5 de novembro de 2015. Apenas onze minutos foram necessários para soterrar mais de 300 anos de história do vilarejo Bento Rodrigues, na cidade mineira de Mariana. Rompimento de três barragens causaram um tsunami de 62 milhões de metros cúbicos de lama acabando com mais sete distritos de Mariana.
O destino final da lama foi o mar do Espirito Santo, atingindo o município de Linhares, onde o Rio Doce tem a sua foz. A tragédia de Mariana completará 10 anos em 2025 e está marcada por histórias de resiliência que deixaram um legado à sociedade brasileira.
Como professor e empresário em Regência, distrito de Linhares, presenciei os efeitos dessa tragédia bem de perto. Desde o início o que mais me chamou atenção foi o distanciamento das autoridades, governos e instituições com relação à saúde mental da população.
Inclusive, os três primeiros anos foram bem difíceis, clima de tempestade sem fim. Vi muitos olhos deixarem de brilhar e pessoas desistindo da própria vida. Eu mesmo, de dono de pousada bem estruturada, a Toca do Ceará, tive que ir vender pastel com caldo de cana no centro da cidade de Aracruz.

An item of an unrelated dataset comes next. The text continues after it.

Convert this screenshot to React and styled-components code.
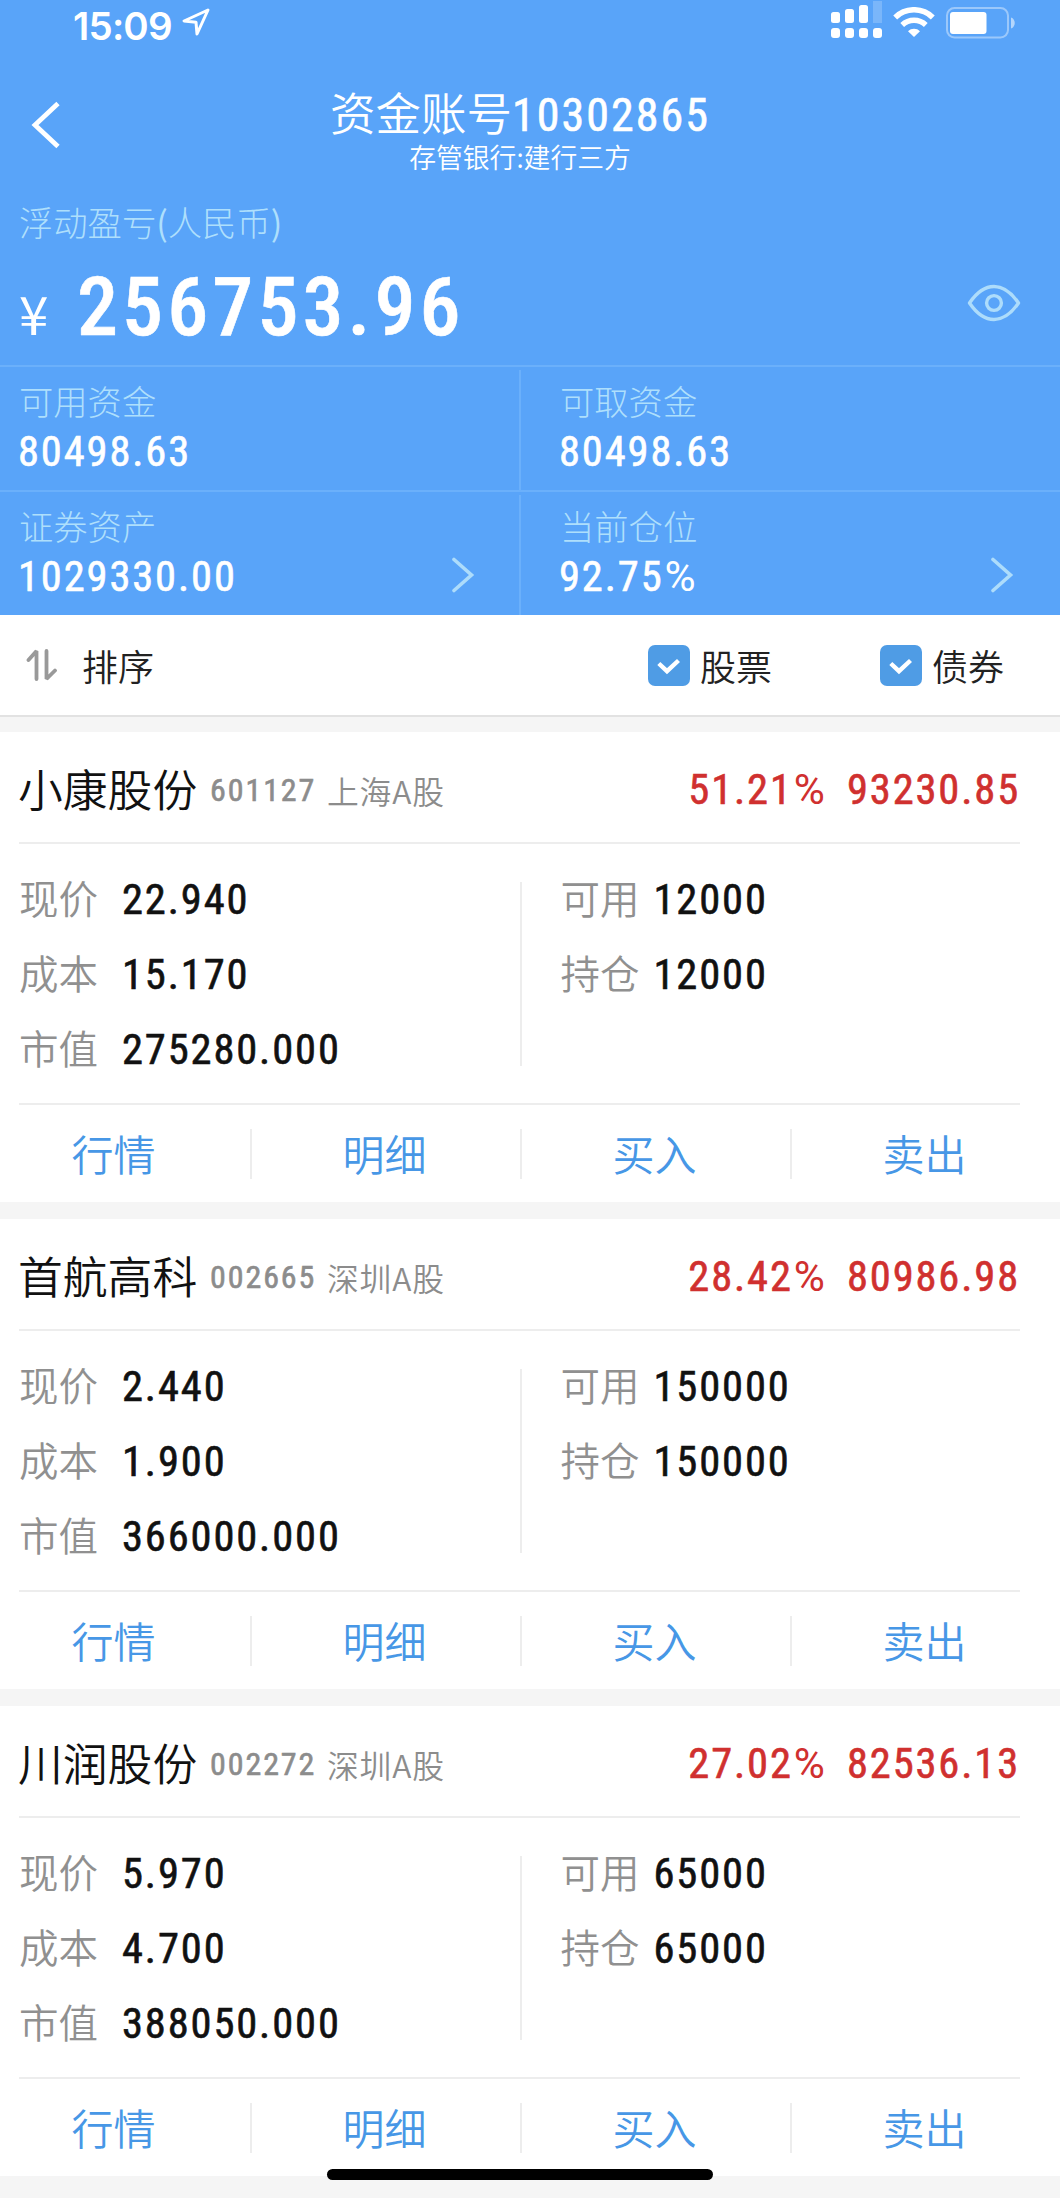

Com o passar do tempo, muita gente foi chegando de forma interesseira nesses territórios, com intuito de ser beneficiado pelos programas reparatórios instituídos pela Fundação Renova. Mas muito pouco se fez de verdade, sabe? Havia muitas intrigas, medição de forças e, no fim, a população mais necessitada tinha sonhos destruídos, fé abalada, histórias dilaceradas e marcos culturais deteriorados.
Para completar, ainda tivemos a pandemia de Covid-19 e esse clima de pessimismo foi ganhando força pela Vila de Regência. Horas difíceis para todos nós, mas há sempre personagens inspiradores, que vão invertendo tragédia em reinvenção e buscando, dentro da sua fé em Deus, força para guiar o seu caminho. Com o seu olhar otimista, regam sonhos murchados e elevam a autoestima das pessoas que os cercam.
Na vila onde moro, posso citar Alessandro Pescador, entusiasta completo da cultura e do esporte, Cícera Issany, diretora da escola Vila Regência, e Adailton Alcper, artista e idealizador da Companhia de Artes.
Diante desse movimento de transformação social na vila, me vejo dando aula de português para crianças do 6º ao 9º ano do Ensino Fundamental com a seguinte constatação: muitos desses meninos deveriam ter herdado a profissão de pescador dos seus pais, por exemplo, mas devido à proibição da pesca, a maioria não teve qualquer contato com a prática.
Enfim, não tive dúvidas quanto à urgência do meu novo projeto em parceria com a Coppo Consultoria e Projetos. Junto com o designer Patrick Amâncio, começo nesta sexta-feira, 18 de julho, uma expedição pelos municípios afetados pela tragédia de Mariana, e pretendo buscar os melhores relatos e marcos de resiliência que inspiram até hoje. O livro “O Vagão de Bento” será a tradução da ressignificação de vida que espero que aconteça por aqui.